Abbas v. SET
G.R. No. 83767
October 27, 1988
Gancayco, J.
Facts:
The
petitioners filed before the respondent Tribunal an election contest against 22
candidates of the LABAN coalition who were proclaimed senators-elect in the May
11, 1987 congressional elections by the Commission on Elections. The respondent
Tribunal was at the time composed of three (3) Justices of the Supreme Court and
six (6) Senators, namely: Senior Associate Justice Pedro L. Yap (Chairman). Associate
Justices Andres R. Narvasa and Hugo E. Gutierrez, Jr., and Senators Joseph E. Estrada,
Neptali A. Gonzales, Teofisto T. Guingona, Jose Lina, Jr., Mamintal A.J. Tamano
and Victor S. Ziga.
The petitioners,
with the exception of Senator Estrada but including Senator Juan Ponce Enrile (who
had been designated Member of the Tribunal replacing Senator Estrada, the latter
having affiliated with the Liberal Party and resigned as the Opposition’s representative
in the Tribunal) filed with the respondent Tribunal a Motion for Disqualification
or Inhibition of the Senators-Members thereof from the hearing and resolution of
SET case on the ground that all of them are interested parties to said case, as
respondents therein. Before that, Senator Rene A.V. Saguisag, one of the respondents
in the same case, had filed a Petition to Recuse and later a Supplemental Petition
to Recuse the same Senators-Members of the Tribunal on essentially the same ground.

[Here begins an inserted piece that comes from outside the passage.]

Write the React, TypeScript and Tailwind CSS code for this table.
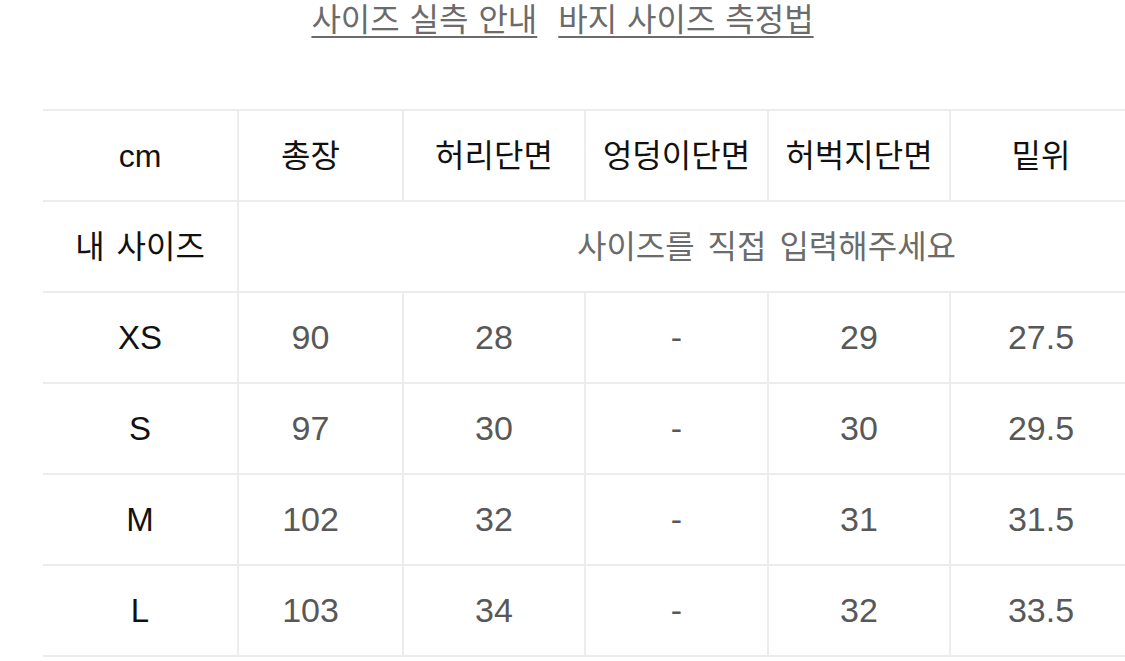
const FONT = "font-['Liberation_Sans','Noto_Sans_CJK_KR',sans-serif]";

type Row = { size: string; values: string[] };

const HEADERS = ["총장", "허리단면", "엉덩이단면", "허벅지단면", "밑위"];

const ROWS: Row[] = [
  { size: "XS", values: ["90", "28", "-", "29", "27.5"] },
  { size: "S", values: ["97", "30", "-", "30", "29.5"] },
  { size: "M", values: ["102", "32", "-", "31", "31.5"] },
  { size: "L", values: ["103", "34", "-", "32", "33.5"] },
];

const cell = "border-2 border-[#ececec] text-center align-middle p-0";

export default function App() {
  return (
    <div className={`w-[1125px] h-[661px] overflow-hidden bg-white ${FONT}`}>
      {/* guide links */}
      <div className="flex justify-center gap-[21px] pt-[1px] text-[32px] leading-[38px] text-[#6b6b6b] [word-spacing:1px]">
        <a className="underline underline-offset-[5px] decoration-2 decoration-[#6b6b6b]">사이즈 실측 안내</a>
        <a className="underline underline-offset-[5px] decoration-2 decoration-[#6b6b6b]">바지 사이즈 측정법</a>
      </div>

      {/* size table */}
      <div className="pl-[43px] pt-[70px]">
        <table className="border-collapse table-fixed w-[1252px]">
          <colgroup>
            <col className="w-[195px]" />
            <col className="w-[165px]" />
            <col className="w-[182px]" />
            <col className="w-[183px]" />
            <col className="w-[182px]" />
            <col className="w-[182px]" />
            <col className="w-[163px]" />
          </colgroup>
          <thead>
            <tr className="h-[91px] text-[32px] text-[#111]">
              <th className={`${cell} border-l-0 font-normal`}>cm</th>
              {HEADERS.map((h, i) => (
                <th key={h} className={`${cell} font-normal ${i === 0 ? "pr-[20px]" : ""}`}>
                  {h}
                </th>
              ))}
              <th className={`${cell} font-normal`}></th>
            </tr>
          </thead>
          <tbody>
            <tr className="h-[91px]">
              <td className={`${cell} border-l-0 text-[32px] text-[#111] [word-spacing:3px]`}>내 사이즈</td>
              <td colSpan={6} className={`${cell} text-[32px] text-[#6b6b6b] [word-spacing:4px]`}>
                사이즈를 직접 입력해주세요
              </td>
            </tr>
            {ROWS.map((r) => (
              <tr key={r.size} className="h-[91px]">
                <td className={`${cell} border-l-0 text-[33px] text-[#111]`}>{r.size}</td>
                {r.values.map((v, i) => (
                  <td
                    key={i}
                    className={`${cell} text-[34px] text-[#585858] ${i === 0 ? "pr-[20px]" : ""}`}
                  >
                    {v}
                  </td>
                ))}
                <td className={cell}></td>
              </tr>
            ))}
          </tbody>
        </table>
      </div>
    </div>
  );
}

Senator Vicente T. Paterno, another respondent in the same contest, thereafter filed
his comments on both the petitions to recuse and the motion for disqualification
or inhibition. Memoranda on the subject were also filed and oral arguments were
heard by the respondent Tribunal, with the latter afterwards issuing the Resolutions
now complained of.
The petitioners,
in essence, argue that considerations of public policy and the norms of fair play
and due process imperatively require the mass disqualification sought and that the
doctrine of necessity which they perceive to be the foundation petition of the questioned
Resolutions does not rule out a solution both practicable and constitutionally unobjectionable,
namely; the amendment of the respondent Tribunal’s Rules of procedure so as to permit
the contest being decided by only three Members of the Tribunal.
Issue:
whether
the proposed amendment to the Tribunal’s Rules (Section 24)—requiring the concurrence
of five (5) members for the adoption of resolutions of whatever nature is a proviso
that where more than four (4) members are disqualified, the remaining members shall
constitute a quorum, if not less than three (3) including one (1) Justice, and may
adopt resolutions by majority vote with no abstentions is repugnant to Section 17,
Article VI of the Constitution
Held:
No.
On the contrary, proposed mass disqualification, if sanctioned and ordered, would
leave the Tribunal no alternative but to abandon a duty that no other court or body
can perform, but which it cannot lawfully discharge if shorn of the participation
of its entire membership of Senators.
The Senate Electoral
Tribunal cannot legally function as such, absent its entire membership of Senators
and that no amendment of its Rules can confer on the three Justices-Members alone
the power of valid adjudication of a senatorial election contest.